According to Community Broadband Networks, “as a condition of its massive merger with NBC, the federal government is requiring Comcast to make affordable Internet connections available to 2.5 million low-income households for the next two years.” The organizaton adds that “it was only after the federal government mandated a low-cost option for disadvantaged households that Comcast realized everyone could benefit from access to the Internet.”

Community Broadband Networks provides “news, information, research, and connections to the nation-wide movement of building broadband networks that are directly accountable to the community they serve.”

The Miami Herald reported last week that the Miami-Dade School district will partner with Comcast to offer needy families discount high-speed Internet, computers and training.

The Herald adds:

“Access to the Internet is akin to a civil rights issue for the 21st Century,” said David Cohen, Comcast executive vice president. “It’s that access that enables people in poorer areas to equalize access to a quality education, quality healthcare and vocational opportunities.”

The digital divide — low or no access to basic affordable high-speed Internet — has philanthropic organizations and local communities working for solutions.

The Ford Foundation’s 2010 Annual Report (.pdf) says that millions of Americans still lack fast and affordable broadband.

The report argues:

We believe that affordable, high-speed Internet is an essential part of our national infrastructure—as important to the health of communities as clean water, highways or the electrical grid. We work with partners around the country to help ensure that reasonably priced, high-speed Web access develops as a right and a resource for all Americans and all communities, affluent or low-income, urban or rural.

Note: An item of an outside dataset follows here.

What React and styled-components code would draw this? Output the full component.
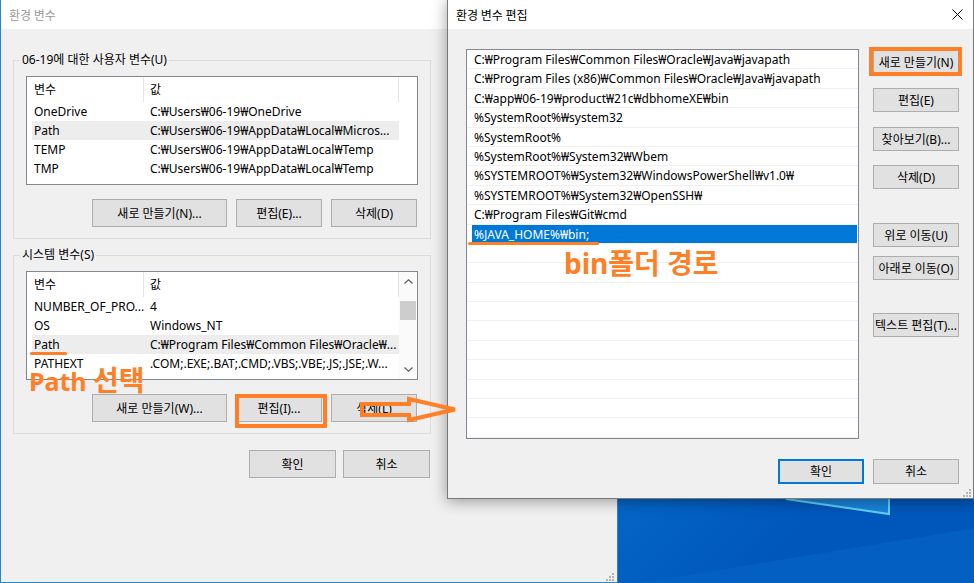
import React from "react";
import styled, { createGlobalStyle } from "styled-components";

const ORANGE = "#ff7f27";
const FONT = `"Noto Sans", "Noto Sans CJK KR", sans-serif`;
const KFONT = `"Noto Sans CJK KR", sans-serif`;

const GlobalStyle = createGlobalStyle`
  html, body { margin: 0; padding: 0; background: #0a78d8; }
  body { font-family: ${FONT}; font-size: 12px; color: #000; }
  * { box-sizing: border-box; }
`;

const userVars = [
  ["OneDrive", "C:₩Users₩06-19₩OneDrive"],
  ["Path", "C:₩Users₩06-19₩AppData₩Local₩Micros...", true],
  ["TEMP", "C:₩Users₩06-19₩AppData₩Local₩Temp"],
  ["TMP", "C:₩Users₩06-19₩AppData₩Local₩Temp"],
];

const sysVars = [
  ["NUMBER_OF_PRO...", "4"],
  ["OS", "Windows_NT"],
  ["Path", "C:₩Program Files₩Common Files₩Oracle₩...", true],
  ["PATHEXT", ".COM;.EXE;.BAT;.CMD;.VBS;.VBE;.JS;.JSE;.W..."],
];

const paths = [
  "C:₩Program Files₩Common Files₩Oracle₩Java₩javapath",
  "C:₩Program Files (x86)₩Common Files₩Oracle₩Java₩javapath",
  "C:₩app₩06-19₩product₩21c₩dbhomeXE₩bin",
  "%SystemRoot%₩system32",
  "%SystemRoot%",
  "%SystemRoot%₩System32₩Wbem",
  "%SYSTEMROOT%₩System32₩WindowsPowerShell₩v1.0₩",
  "%SYSTEMROOT%₩System32₩OpenSSH₩",
  "C:₩Program Files₩Git₩cmd",
  "%JAVA_HOME%₩bin;",
  "", "", "", "", "", "", "", "", "", "",
];

const sideButtons = [
  { label: "새로 만들기(N)", gap: 1 },
  { label: "편집(E)", gap: 14 },
  { label: "찾아보기(B)...", gap: 15 },
  { label: "삭제(D)", gap: 14 },
  { label: "위로 이동(U)", gap: 34 },
  { label: "아래로 이동(O)", gap: 9 },
  { label: "텍스트 편집(T)...", gap: 33 },
];

/* desktop + windows */

const Desktop = styled.div`
  position: relative;
  width: 974px;
  height: 583px;
  overflow: hidden;
`;

const Wallpaper = styled.svg`
  position: absolute;
  inset: 0;
`;

const Window = styled.div`
  position: absolute;
  left: ${(p) => p.$left}px;
  top: ${(p) => p.$top}px;
  width: ${(p) => p.$width}px;
  height: ${(p) => p.$height}px;
  border: 1px solid ${(p) => p.$border};
  background: #f0f0f0;
  display: flex;
  flex-direction: column;
  box-shadow: ${(p) => (p.$shadow ? "0 2px 14px rgba(0,0,0,0.38)" : "none")};
`;

const TitleBar = styled.div`
  height: 29px;
  flex: none;
  background: #fff;
  display: flex;
  align-items: center;
  justify-content: space-between;
  padding: 0 10px 1px 8px;
  font-family: ${KFONT};
  font-size: 12px;
  color: ${(p) => (p.$active ? "#000" : "#9a9a9a")};
`;

const CloseIcon = styled.svg`
  width: 11px;
  height: 11px;
  margin-top: 1px;
`;

const GripIcon = styled.svg`
  position: absolute;
  right: ${(p) => p.$r}px;
  bottom: ${(p) => p.$b}px;
`;

const Grip = ({ r, b }) => (
  <GripIcon $r={r} $b={b} width="8" height="8" viewBox="0 0 8 8">
    {[[6, 0], [3, 3], [6, 3], [0, 6], [3, 6], [6, 6]].map(([x, y]) => (
      <rect key={`${x}-${y}`} x={x} y={y} width="2" height="2" fill="#b4b4b4" />
    ))}
  </GripIcon>
);

/* left dialog */

const LeftBody = styled.div`
  padding: 0 12px;
  display: flex;
  flex-direction: column;
`;

const GroupBox = styled.div`
  width: 418px;
  margin-top: ${(p) => p.$mt}px;
  border: 1px solid #dcdcdc;
  padding: 0 12px 11px;
`;

const GroupLabel = styled.div`
  width: fit-content;
  margin: -9px 0 0 -6px;
  padding: 0 2px;
  background: #f0f0f0;
  line-height: 16px;
`;

const ListView = styled.div`
  margin-top: 8px;
  height: 109px;
  border: 1px solid #828790;
  background: #fff;
  display: flex;
  overflow: hidden;
`;

const ListMain = styled.div`
  flex: 1;
  min-width: 0;
`;

const Header = styled.div`
  display: flex;
  width: 372px;
  height: 25px;
  line-height: 25px;
`;

const HeaderCell = styled.div`
  width: ${(p) => p.$w}px;
  padding-left: ${(p) => p.$pl}px;
  border-right: 1px solid #e5e5e5;
`;

const Row = styled.div`
  display: grid;
  grid-template-columns: 112px 1fr;
  width: 367px;
  margin-left: 5px;
  height: 19px;
  line-height: 19px;
  background: ${(p) => (p.$selected ? "#ededed" : "transparent")};
  white-space: nowrap;
`;

const Cell = styled.div`
  padding-left: ${(p) => p.$pl}px;
  overflow: hidden;
`;

const Scrollbar = styled.div`
  width: 18px;
  flex: none;
  background: #fafafa;
  display: flex;
  flex-direction: column;
  align-items: center;
`;

const ScrollArrow = styled.svg`
  flex: none;
  margin: ${(p) => p.$m};
`;

const Track = styled.div`
  flex: 1;
  width: 100%;
  padding: 0 1px;
`;

const Thumb = styled.div`
  margin-top: ${(p) => p.$top}px;
  height: 19px;
  background: #cdcdcd;
`;

const ButtonRow = styled.div`
  display: flex;
  justify-content: flex-end;
  gap: ${(p) => p.$gap}px;
  margin-top: ${(p) => p.$mt}px;
  padding-right: ${(p) => p.$pr}px;
  width: ${(p) => (p.$w ? `${p.$w}px` : "auto")};
`;

const Button = styled.div`
  width: ${(p) => p.$w}px;
  height: ${(p) => p.$h}px;
  margin-top: ${(p) => p.$mt || 0}px;
  flex: none;
  background: #e1e1e1;
  border: ${(p) => (p.$default ? "2px solid #0078d7" : "1px solid #adadad")};
  display: flex;
  align-items: center;
  justify-content: center;
  white-space: nowrap;
  font-size: 12px;
  padding-bottom: 1px;
`;

const VarList = ({ rows, scroll }) => (
  <ListView>
    <ListMain>
      <Header>
        <HeaderCell $w={117} $pl={7}>변수</HeaderCell>
        <HeaderCell $w={255} $pl={6}>값</HeaderCell>
      </Header>
      {rows.map(([name, value, sel]) => (
        <Row key={name} $selected={sel}>
          <Cell $pl={2}>{name}</Cell>
          <Cell $pl={6}>{value}</Cell>
        </Row>
      ))}
    </ListMain>
    {scroll && (
      <Scrollbar>
        <ScrollArrow $m="7px 0 0" width="9" height="5" viewBox="0 0 9 5">
          <path d="M0.5 4.5 L4.5 0.8 L8.5 4.5" fill="none" stroke="#606060" strokeWidth="1.2" />
        </ScrollArrow>
        <Track>
          <Thumb $top={17} />
        </Track>
        <ScrollArrow $m="0 0 7px" width="9" height="5" viewBox="0 0 9 5">
          <path d="M0.5 0.5 L4.5 4.2 L8.5 0.5" fill="none" stroke="#606060" strokeWidth="1.2" />
        </ScrollArrow>
      </Scrollbar>
    )}
  </ListView>
);

/* right dialog */

const RightBody = styled.div`
  padding: 20px 14px 0 18px;
  display: flex;
  flex-direction: column;
`;

const EditArea = styled.div`
  display: flex;
  gap: 14px;
`;

const PathList = styled.div`
  width: 393px;
  height: 390px;
  border: 1px solid #828790;
  background: #fff;
  overflow: hidden;
`;

const PathRow = styled.div`
  height: 19.4px;
  border-bottom: 1px solid #f0f0f0;
  display: flex;
`;

const PathItem = styled.div`
  flex: 1;
  height: 18.4px;
  margin: 0 1px 0 5px;
  padding: 2px 0 0 2px;
  line-height: 16px;
  white-space: nowrap;
  background: ${(p) => (p.$selected ? "#0078d7" : "transparent")};
  color: ${(p) => (p.$selected ? "#fff" : "#000")};
`;

const SideColumn = styled.div`
  display: flex;
  flex-direction: column;
`;

/* annotations drawn over the screenshot */

const Frame = styled.div`
  position: absolute;
  left: ${(p) => p.$x}px;
  top: ${(p) => p.$y}px;
  width: ${(p) => p.$w}px;
  height: ${(p) => p.$h}px;
  border: 4px solid ${ORANGE};
`;

const Underline = styled.div`
  position: absolute;
  left: ${(p) => p.$x}px;
  top: ${(p) => p.$y}px;
  width: ${(p) => p.$w}px;
  height: 3px;
  border-radius: 2px;
  background: ${ORANGE};
`;

const Note = styled.div`
  position: absolute;
  left: ${(p) => p.$x}px;
  top: ${(p) => p.$y}px;
  font-family: "Noto Sans", "Noto Sans CJK KR", sans-serif;
  font-weight: 700;
  font-size: ${(p) => p.$size}px;
  line-height: 1;
  color: ${ORANGE};
  white-space: nowrap;
`;

const NoteKo = styled.span`
  font-size: ${(p) => p.$size}px;
`;

const ArrowMark = styled.svg`
  position: absolute;
  left: 355px;
  top: 392px;
`;

export default function App() {
  return (
    <Desktop>
      <GlobalStyle />
      <Wallpaper width="974" height="583" viewBox="0 0 974 583">
        <defs>
          <linearGradient id="wp" x1="0" y1="0" x2="1" y2="0.6">
            <stop offset="0" stopColor="#1b92ea" />
            <stop offset="0.62" stopColor="#0a7ad8" />
            <stop offset="1" stopColor="#0057bb" />
          </linearGradient>
        </defs>
        <rect width="974" height="583" fill="url(#wp)" />
        <polygon points="640,583 974,528 974,583" fill="#0566c8" opacity="0.55" />
        <polygon points="780,498 889,514 889,498" fill="#2aa0ec" opacity="0.6" />
        <polyline points="786,499 889,514 889,498" fill="none" stroke="#5fd0f5" strokeWidth="2" />
      </Wallpaper>

      <Window $left={0} $top={-1} $width={618} $height={584} $border="#2a86c4">
        <TitleBar>환경 변수</TitleBar>
        <LeftBody>
          <GroupBox $mt={31}>
            <GroupLabel>06-19에 대한 사용자 변수(U)</GroupLabel>
            <VarList rows={userVars} />
            <ButtonRow $gap={9} $mt={14} $pr={1}>
              <Button $w={135} $h={28}>새로 만들기(N)...</Button>
              <Button $w={86} $h={28}>편집(E)...</Button>
              <Button $w={86} $h={28}>삭제(D)</Button>
            </ButtonRow>
          </GroupBox>
          <GroupBox $mt={16}>
            <GroupLabel>시스템 변수(S)</GroupLabel>
            <VarList rows={sysVars} scroll />
            <ButtonRow $gap={9} $mt={14} $pr={1}>
              <Button $w={135} $h={28}>새로 만들기(W)...</Button>
              <Button $w={86} $h={28}>편집(I)...</Button>
              <Button $w={86} $h={28}>삭제(L)</Button>
            </ButtonRow>
          </GroupBox>
          <ButtonRow $gap={7} $mt={16} $pr={1} $w={418}>
            <Button $w={87} $h={28}>확인</Button>
            <Button $w={87} $h={28}>취소</Button>
          </ButtonRow>
        </LeftBody>
        <Grip r={3} b={1} />
      </Window>

      <Window $left={447} $top={-1} $width={527} $height={500} $border="#7a7a7a" $shadow>
        <TitleBar $active>
          환경 변수 편집
          <CloseIcon viewBox="0 0 11 11">
            <path d="M0.5 0.5 L10.5 10.5 M10.5 0.5 L0.5 10.5" stroke="#000" strokeWidth="1" />
          </CloseIcon>
        </TitleBar>
        <RightBody>
          <EditArea>
            <PathList>
              {paths.map((p, i) => (
                <PathRow key={i}>
                  <PathItem $selected={i === 9}>{p}</PathItem>
                </PathRow>
              ))}
            </PathList>
            <SideColumn>
              {sideButtons.map((b) => (
                <Button key={b.label} $w={86} $h={24} $mt={b.gap}>
                  {b.label}
                </Button>
              ))}
            </SideColumn>
          </EditArea>
          <ButtonRow $gap={9} $mt={20} $pr={0}>
            <Button $w={86} $h={25} $default>확인</Button>
            <Button $w={86} $h={25}>취소</Button>
          </ButtonRow>
        </RightBody>
        <Grip r={2} b={1} />
      </Window>

      <Frame $x={235} $y={394} $w={92} $h={34} />
      <Frame $x={869} $y={47} $w={93} $h={29} />
      <Underline $x={30} $y={352} $w={37} />
      <Underline $x={468} $y={242} $w={131} />
      <Note $x={29} $y={366} $size={25}>
        Path <NoteKo $size={28}>선택</NoteKo>
      </Note>
      <Note $x={564} $y={249} $size={28}>bin폴더 경로</Note>
      <ArrowMark width="110" height="36" viewBox="355 392 110 36">
        <polygon
          points="362,404 409,404 409,399 455,409.5 409,420 409,415 362,415"
          fill="none"
          stroke={ORANGE}
          strokeWidth="4"
          strokeLinejoin="miter"
        />
      </ArrowMark>
    </Desktop>
  );
}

The Foundation report adds that “questions are emerging, for example, about the lack of market competition, and what appears to be the resulting failure of companies to provide affordable, highspeed service in rural and working communities. Some localities are responding by establishing municipal broadband networks that meet the infrastructure needs of their citizens and ensure that local businesses and families are not left behind.”

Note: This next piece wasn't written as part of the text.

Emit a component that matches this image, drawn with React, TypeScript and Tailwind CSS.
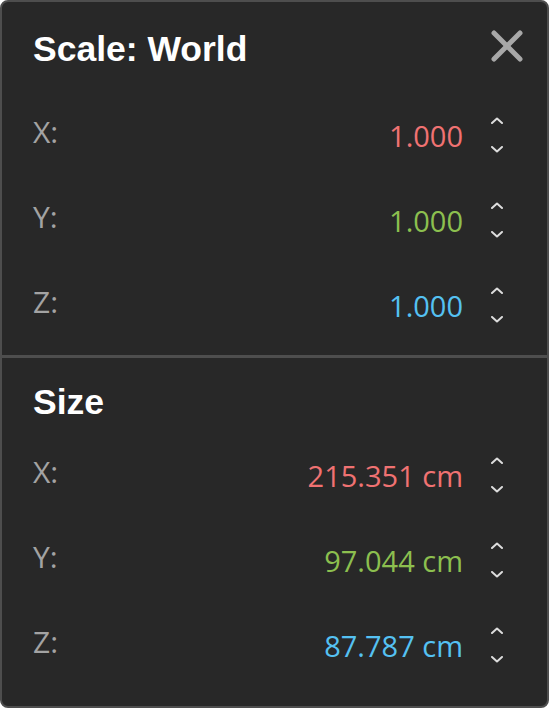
import React from "react";

type Axis = { label: string; value: string; color: string };

const scaleRows: Axis[] = [
  { label: "X:", value: "1.000", color: "text-[#f07272]" },
  { label: "Y:", value: "1.000", color: "text-[#8cbf4f]" },
  { label: "Z:", value: "1.000", color: "text-[#55c1f2]" },
];

const sizeRows: Axis[] = [
  { label: "X:", value: "215.351 cm", color: "text-[#f07272]" },
  { label: "Y:", value: "97.044 cm", color: "text-[#8cbf4f]" },
  { label: "Z:", value: "87.787 cm", color: "text-[#55c1f2]" },
];

function Stepper() {
  return (
    <div className="flex flex-col items-center gap-[22px] w-[14px]">
      <svg width="14" height="7" viewBox="0 0 14 7" fill="none">
        <polyline points="2,6 7,1.5 12,6" stroke="#dcdcdc" strokeWidth="2" strokeLinecap="round" strokeLinejoin="round" />
      </svg>
      <svg width="14" height="7" viewBox="0 0 14 7" fill="none">
        <polyline points="2,1 7,5.5 12,1" stroke="#dcdcdc" strokeWidth="2" strokeLinecap="round" strokeLinejoin="round" />
      </svg>
    </div>
  );
}

function Row({ label, value, color }: Axis) {
  return (
    <div className="flex items-center h-[85px] pr-[19px]">
      <span className="text-[#a3a3a3] text-[30px] mb-[6px]">{label}</span>
      <span className={`ml-auto mt-[2px] ${color}`}>{value}</span>
      <div className="ml-[27px]">
        <Stepper />
      </div>
    </div>
  );
}

export default function App() {
  return (
    <div className="w-[549px] h-[708px] bg-[#282828] border-2 border-[#4e4e4e] rounded-lg overflow-hidden flex flex-col">
      <div className="pl-[31px] pr-[24px] pt-[27px]">
        <div className="flex items-center justify-between h-[40px]">
          <h1 className="text-white font-bold text-[35.5px] leading-[40px] font-['Liberation_Sans',Arial,sans-serif]">
            Scale: World
          </h1>
          <svg width="32" height="32" viewBox="0 0 32 32" className="-mt-[6px]">
            <line x1="3" y1="3" x2="29" y2="29" stroke="#a8a8a8" strokeWidth="5" strokeLinecap="round" />
            <line x1="29" y1="3" x2="3" y2="29" stroke="#a8a8a8" strokeWidth="5" strokeLinecap="round" />
          </svg>
        </div>
        <div className="mt-[23px] text-[29px] leading-[40px] font-['Open_Sans','Noto_Sans',sans-serif]">
          {scaleRows.map((r) => (
            <Row key={r.label} {...r} />
          ))}
        </div>
      </div>

      <div className="mt-[8px] h-[3px] bg-[#4e4e4e]" />

      <div className="pl-[31px] pr-[24px] pt-[24px]">
        <h2 className="text-white font-bold text-[35.5px] leading-[40px] font-['Liberation_Sans',Arial,sans-serif]">
          Size
        </h2>
        <div className="mt-[10px] text-[29px] leading-[40px] font-['Open_Sans','Noto_Sans',sans-serif]">
          {sizeRows.map((r) => (
            <Row key={r.label} {...r} />
          ))}
        </div>
      </div>
    </div>
  );
}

Community Broadband Networks says that because they need high-speed Internet solutions for 20 years, not just two, communities are building their own next generation networks. The organizations provides a map that shows eight Florida communities that have publicly owned broadband networks.

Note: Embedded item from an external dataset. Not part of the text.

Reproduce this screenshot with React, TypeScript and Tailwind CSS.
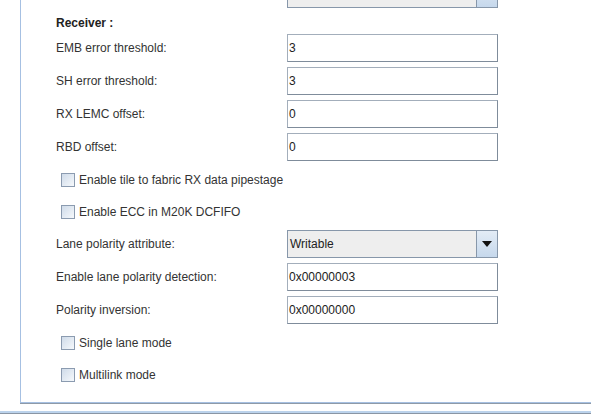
import type { ReactNode } from 'react';

const font = { fontFamily: '"Liberation Sans", Arial, sans-serif' };

function Field({ value }: { value: string }) {
  return (
    <div className="w-[211px] h-[28px] flex items-center bg-white border border-[#a3aebb] border-r-[#7f8c9b] border-b-[#7f8c9b] pl-[1px] text-[12px] text-[#222]">
      {value}
    </div>
  );
}

function Combo({ value }: { value: string }) {
  return (
    <div className="w-[211px] h-[28px] flex bg-[#eeeeee] border border-[#8797aa]">
      <div className="flex-1 flex items-center pl-[2px] text-[12px] text-[#222]">{value}</div>
      <div className="w-[21px] h-full flex items-center justify-center border-l border-[#8797aa] bg-gradient-to-b from-[#e3ecf6] to-[#c6d8ec]">
        <svg width="10" height="6" viewBox="0 0 10 6">
          <path d="M0 0 L10 0 L5 6 Z" fill="#111" />
        </svg>
      </div>
    </div>
  );
}

function Row({ label, children }: { label: string; children: ReactNode }) {
  return (
    <div className="h-[28px] flex items-center">
      <div className="w-[231px] text-[12px] text-[#333]">{label}</div>
      {children}
    </div>
  );
}

function Check({ label }: { label: string }) {
  return (
    <div className="h-[27px] flex items-center pl-[5px]">
      <div className="w-[14px] h-[14px] border border-[#8b9bb0] bg-gradient-to-br from-[#cfdbe9] to-[#f6f9fc]" />
      <span className="ml-[4px] text-[12px] text-[#333]">{label}</span>
    </div>
  );
}

export default function App() {
  return (
    <div className="w-[591px] h-[415px] overflow-hidden bg-white flex flex-col" style={font}>
      {/* group panel, top part scrolled out of view */}
      <div className="ml-[20px] w-[640px] mt-[-30px] pt-[10px] pl-[35px] pb-[14px] border-l border-b border-[#a6c0e2] shadow-[0_1px_0_#8e9aa8]">
        <Row label="">
          <Combo value="" />
        </Row>
        <div className="mt-[7px] h-[16px] flex items-center text-[12px] font-bold text-[#222]">Receiver :</div>
        <div className="mt-[3px] flex flex-col gap-[5px]">
          <Row label="EMB error threshold:">
            <Field value="3" />
          </Row>
          <Row label="SH error threshold:">
            <Field value="3" />
          </Row>
          <Row label="RX LEMC offset:">
            <Field value="0" />
          </Row>
          <Row label="RBD offset:">
            <Field value="0" />
          </Row>
          <Check label="Enable tile to fabric RX data pipestage" />
          <Check label="Enable ECC in M20K DCFIFO" />
          <Row label="Lane polarity attribute:">
            <Combo value="Writable" />
          </Row>
          <Row label="Enable lane polarity detection:">
            <Field value="0x00000003" />
          </Row>
          <Row label="Polarity inversion:">
            <Field value="0x00000000" />
          </Row>
          <Check label="Single lane mode" />
          <Check label="Multilink mode" />
        </div>
      </div>
      <div className="mt-[8px] h-[3px] border-t-2 border-[#bcd3ec] border-b border-b-[#8a96a4]" />
    </div>
  );
}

One of the eight, Palm Coast FiberNET, started with requests from Palm Coast businesses who asked for access to the existing city-owned fiber network constructed to lower the cost of telecommunications for the city and to connect city facilities (e.g. fire stations, water plants, parks, etc.). The goal of the Palm Coast FiberNET project is to help lower the cost of telecommunications for existing businesses in the city, and to help attract new businesses and jobs.

The website also explains that Palm Coast will not sell broadband services, it will build and maintain these new digital roads, used by private businesses to deliver broadband services: “This is consistent with the City’s view that local government should not compete with the private sector. This approach creates unlimited opportunities for telecommunications services.”